Recognizing the dire need for a solution, the British Parliament, in 1714, established the Longitude Act, offering a colossal prize of £20,000 - a king's ransom in its day - to anyone who could devise a practical and accurate method for finding longitude at sea. The scientific establishment, led by luminaries such as Isaac Newton, largely believed the answer lay in the heavens, proposing intricate astronomical observations of the moon and stars. Yet, the violent pitching and rolling of a ship made such delicate measurements nearly impossible in practice.
Into this challenge stepped John Harrison, a self-educated carpenter and clockmaker from Yorkshire, a man of humble origins but extraordinary mechanical genius. Harrison dared to imagine a different path: a mechanical solution, a clock so precise it could keep perfect time even amidst the unforgiving conditions of the sea. To know one's longitude, one merely needed to know the exact time at a known port and compare it to the local time on board; every hour's difference translated to fifteen degrees of longitude. The problem was, no clock of the era could maintain such accuracy, especially not on a ship.
Harrison dedicated his life, a span of forty years, to this singular obsession. His journey began with H1, a massive brass contraption completed in 1735, featuring intricate balance beams designed to counteract a ship's motion. Its initial sea trials to Lisbon were promising; on the return voyage, Harrison famously corrected the ship's position, identifying a headland the officers had mistaken, proving his instrument's potential. Though the Commissioners of Longitude were impressed enough to grant him further funding, they demanded improvements.

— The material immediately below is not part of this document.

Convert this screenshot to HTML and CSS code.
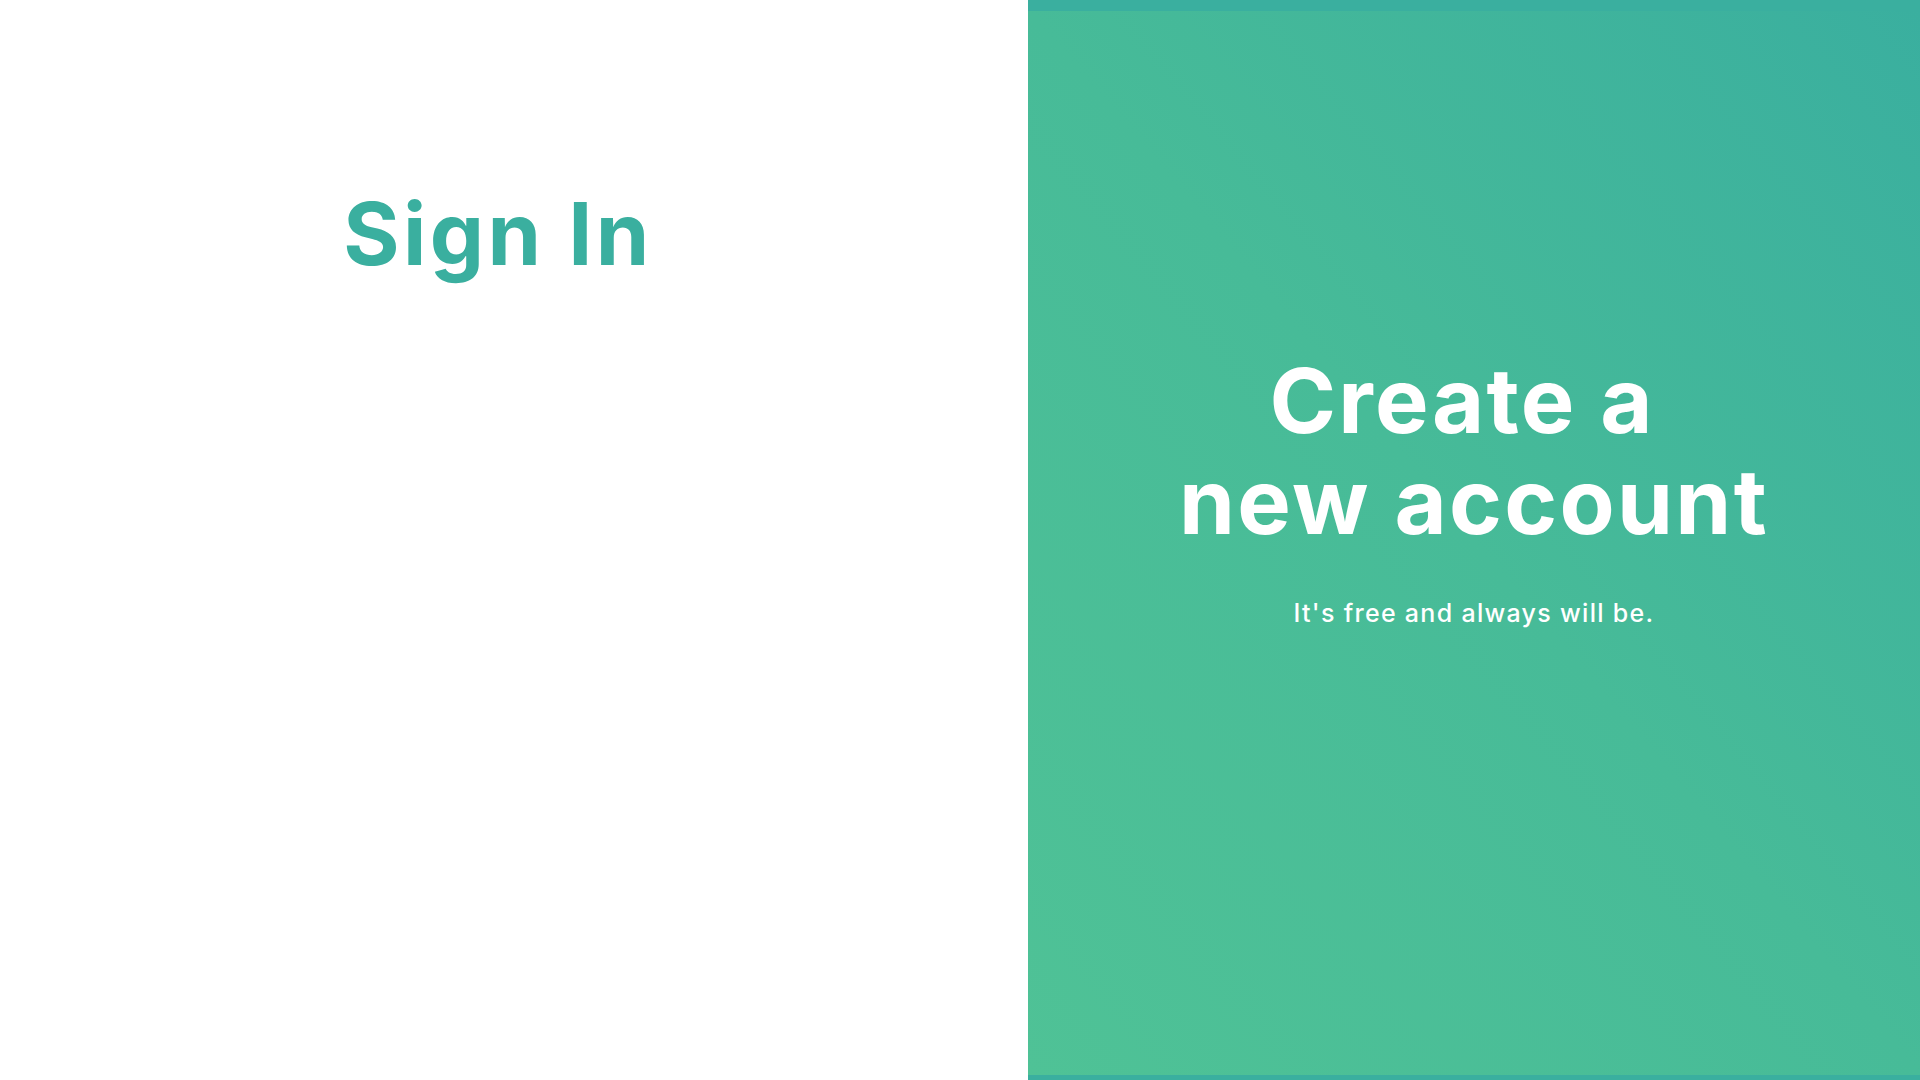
FILE: index.html
```html
<!DOCTYPE html>
<html lang="en">
<head>
<meta charset="utf-8">
<title>Sign In</title>
<link rel="stylesheet" href="styles.css">
</head>
<body>
<div class="page">
  <section class="signin">
    <h1 class="signin-title">Sign In</h1>
  </section>
  <section class="signup">
    <div class="signup-inner">
      <h2 class="signup-title">Create a&nbsp;<br>new account</h2>
      <p class="signup-sub">It's free and always will be.</p>
    </div>
  </section>
</div>
</body>
</html>
```

FILE: styles.css
```css
html, body {
  margin: 0;
  padding: 0;
  height: 100%;
}
body {
  font-family: "Inter", "Liberation Sans", sans-serif;
  overflow: hidden;
}
.page {
  display: flex;
  width: 1920px;
  height: 1080px;
}
.signin {
  width: 1028px;
  background: #ffffff;
  display: flex;
  flex-direction: column;
  align-items: center;
  padding-right: 32px;
  box-sizing: border-box;
}
.signin-title {
  margin: 191px 0 0 0;
  font-size: 86px;
  line-height: 1;
  font-weight: 700;
  letter-spacing: 3.4px;
  color: #3aaf9f;
}
.signup {
  flex: 1;
  border-top: 11px solid #3aaf9f;
  border-bottom: 5px solid #3aaf9f;
  background: linear-gradient(to top right, #4fc296 0%, #47bb98 50%, #3aaf9f 100%);
  display: flex;
  flex-direction: column;
  align-items: center;
  color: #ffffff;
}
.signup-inner {
  display: flex;
  flex-direction: column;
  align-items: center;
  margin-top: 339px;
}
.signup-title {
  margin: 0;
  font-size: 90px;
  line-height: 101px;
  font-weight: 700;
  letter-spacing: 2.3px;
  text-align: center;
}
.signup-sub {
  margin: 46px 0 0 0;
  font-size: 25px;
  font-weight: 500;
  letter-spacing: 1.3px;
}
```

He continued to refine his designs, building H2 and H3, each smaller and more sophisticated, incorporating innovations to overcome temperature changes, friction, and the corrosive salty air. These were decades of relentless invention, battling not just mechanical challenges but also the skepticism and entrenched views of the scientific community, particularly the astronomers who championed their own lunar distance method. Royal Astronomer Nevil Maskelyne, in particular, became a formidable rival, advocating for the celestial approach and often hindering Harrison's progress.
The culmination of Harrison's tireless work was H4, a compact, elegant timepiece resembling a large pocket watch, completed when he was nearly 70. In 1761, H4 embarked on a transatlantic trial to Jamaica, carried by Harrison's son, William. The results were nothing short of groundbreaking: after an 81-day voyage, H4 had lost only five seconds, an error translating to a mere nautical mile of longitude, far exceeding the prize's requirements. A second trial to Barbados further confirmed its unprecedented accuracy.
Despite the undeniable success of his chronometers, Harrison faced continued resistance and bureaucratic hurdles from the Board of Longitude, who were reluctant to award the full prize. It took the intervention of King George III himself to ensure Harrison finally received the recognition and the money he had so rightfully earned. Harrison's marine chronometer revolutionized navigation, making sea travel safer, more efficient, and enabling a new era of global exploration and trade, forever changing the course of maritime history.